◆ EXERCISE REQUIREMENTS
Select, from the material below, each line with "index" in it.

================

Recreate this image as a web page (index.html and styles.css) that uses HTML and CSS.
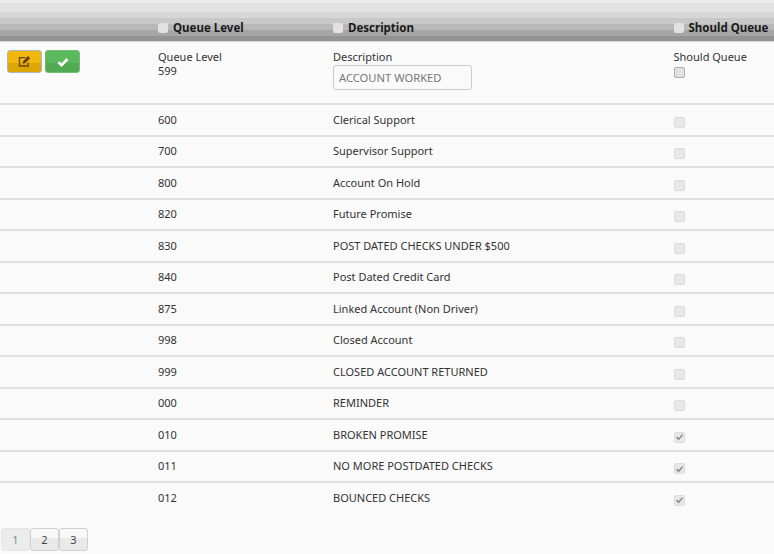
FILE: index.html
```html
<!DOCTYPE html>
<html lang="en">
<head>
<meta charset="utf-8">
<title>Queue Levels</title>
<link rel="stylesheet" href="styles.css">
</head>
<body>
<div class="grid">
  <div class="row head">
    <div class="cell"></div>
    <div class="cell"><span class="hbox"></span>Queue Level</div>
    <div class="cell"><span class="hbox"></span>Description</div>
    <div class="cell"><span class="hbox"></span>Should Queue</div>
  </div>
  <div class="row edit">
    <div class="cell actions">
      <button class="btn btn-edit" aria-label="Edit">
        <svg viewBox="0 0 14 14" width="13" height="13"><path d="M11 8v3.8H1.6V2.8H8" fill="none" stroke="#6b4a08" stroke-width="1.5"/><path d="M5 9.2 5.6 6.6 10.8 1.2l2.2 2.2-5.2 5.2z" fill="#5a3e08"/></svg>
      </button>
      <button class="btn btn-ok" aria-label="Save">
        <svg viewBox="0 0 12 12" width="12" height="12"><path d="M1.5 6.2 4.6 9.2 10.5 3" fill="none" stroke="#fff" stroke-width="2.6"/></svg>
      </button>
    </div>
    <div class="cell stack"><span>Queue Level</span><span>599</span></div>
    <div class="cell stack"><span>Description</span><input class="field" value="ACCOUNT WORKED"></div>
    <div class="cell stack"><span>Should Queue</span><span class="box box-live"></span></div>
  </div>
  <div class="row"><div class="cell"></div><div class="cell">600</div><div class="cell">Clerical Support</div><div class="cell"><span class="box"></span></div></div>
  <div class="row"><div class="cell"></div><div class="cell">700</div><div class="cell">Supervisor Support</div><div class="cell"><span class="box"></span></div></div>
  <div class="row"><div class="cell"></div><div class="cell">800</div><div class="cell">Account On Hold</div><div class="cell"><span class="box"></span></div></div>
  <div class="row"><div class="cell"></div><div class="cell">820</div><div class="cell">Future Promise</div><div class="cell"><span class="box"></span></div></div>
  <div class="row"><div class="cell"></div><div class="cell">830</div><div class="cell">POST DATED CHECKS UNDER $500</div><div class="cell"><span class="box"></span></div></div>
  <div class="row"><div class="cell"></div><div class="cell">840</div><div class="cell">Post Dated Credit Card</div><div class="cell"><span class="box"></span></div></div>
  <div class="row"><div class="cell"></div><div class="cell">875</div><div class="cell">Linked Account (Non Driver)</div><div class="cell"><span class="box"></span></div></div>
  <div class="row"><div class="cell"></div><div class="cell">998</div><div class="cell">Closed Account</div><div class="cell"><span class="box"></span></div></div>
  <div class="row"><div class="cell"></div><div class="cell">999</div><div class="cell">CLOSED ACCOUNT RETURNED</div><div class="cell"><span class="box"></span></div></div>
  <div class="row"><div class="cell"></div><div class="cell">000</div><div class="cell">REMINDER</div><div class="cell"><span class="box"></span></div></div>
  <div class="row"><div class="cell"></div><div class="cell">010</div><div class="cell">BROKEN PROMISE</div><div class="cell"><span class="box on"><svg viewBox="0 0 12 12" width="10" height="10"><path d="M2 6.2 4.8 9 10 3" fill="none" stroke="#8f8f8f" stroke-width="2.2"/></svg></span></div></div>
  <div class="row"><div class="cell"></div><div class="cell">011</div><div class="cell">NO MORE POSTDATED CHECKS</div><div class="cell"><span class="box on"><svg viewBox="0 0 12 12" width="10" height="10"><path d="M2 6.2 4.8 9 10 3" fill="none" stroke="#8f8f8f" stroke-width="2.2"/></svg></span></div></div>
  <div class="row last"><div class="cell"></div><div class="cell">012</div><div class="cell">BOUNCED CHECKS</div><div class="cell"><span class="box on"><svg viewBox="0 0 12 12" width="10" height="10"><path d="M2 6.2 4.8 9 10 3" fill="none" stroke="#8f8f8f" stroke-width="2.2"/></svg></span></div></div>
</div>
<nav class="pager">
  <button class="page current">1</button>
  <button class="page">2</button>
  <button class="page">3</button>
</nav>
</body>
</html>
```
FILE: styles.css
```css
* { box-sizing: border-box; }
html, body { margin: 0; height: 100%; overflow: hidden; }
body {
  background: #fafafa;
  color: #333;
  font: 11px/14px "Noto Sans", sans-serif;
}
.row {
  display: grid;
  grid-template-columns: 158px 175px 340.5px 100.5px;
  height: 31.5px;
  border-bottom: 2px solid #e0e0e0;
  align-items: center;
}
.row.last { border-bottom-color: transparent; }
.head {
  height: 42px;
  border-bottom: 0;
  color: #1a1a1a;
  font: bold 11.5px/14px "Noto Sans", sans-serif;
  background: linear-gradient(to bottom,
    #ececec 0 3px, #e2e2e2 3px 12px, #d6d6d6 12px 18px, #c8c8c8 18px 24px,
    #b9b9b9 24px 30px, #a6a6a6 30px 36px, #939393 36px 41px, #d8d8d8 41px 42px);
  padding-top: 14px;
}
.head .cell { display: flex; align-items: center; white-space: nowrap; }
.hbox {
  width: 10px; height: 10px; margin-right: 5px;
  background: #e2e2e2; border-radius: 2px;
}
.edit { height: 63px; align-items: start; }
.stack { display: flex; flex-direction: column; align-items: flex-start; padding-top: 8px; }
.actions { display: flex; gap: 3px; padding: 8px 0 0 7px; }
.btn {
  width: 35px; height: 23px; padding: 0;
  display: flex; align-items: center; justify-content: center;
  border-radius: 3px; border: 1px solid;
}
.btn-edit { background: linear-gradient(#f1b70d 0 55%, #dda505 55%); border-color: #a9b6c4; }
.btn-ok { background: linear-gradient(#5cb85c 0 55%, #52a952 55%); border-color: #6fbd6f; }
.field {
  width: 139px; height: 25px; margin-top: 1px; padding: 0 5px;
  font: 11.2px "Noto Sans", sans-serif; color: #777; background: #fafafa;
  border: 1px solid #ccc; border-radius: 3px;
}
.box {
  display: flex; align-items: center; justify-content: center;
  width: 11px; height: 11px;
  background: #e8e8e8; border: 1px solid #dcdcdc; border-radius: 2px;
  margin-top: 5px;
}
.box-live { background: #e2e2e2; border-color: #adadad; margin-top: 3px; }
.pager { display: flex; padding: 13px 0 0 1px; }
.page {
  width: 29px; height: 23px; padding: 0;
  font: 11px "Noto Sans", sans-serif; color: #444;
  background: linear-gradient(#f8f8f8 0 45%, #e9e9e9 45%);
  border: 1px solid #d0d0d0; border-radius: 3px;
}
.current { background: #ececec; color: #888; border-color: #e6e6e6; }
```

================

◆ RESPONSE TO THIS TASK
Recreate this image as a web page (index.html and styles.css) that uses HTML and CSS.
FILE: index.html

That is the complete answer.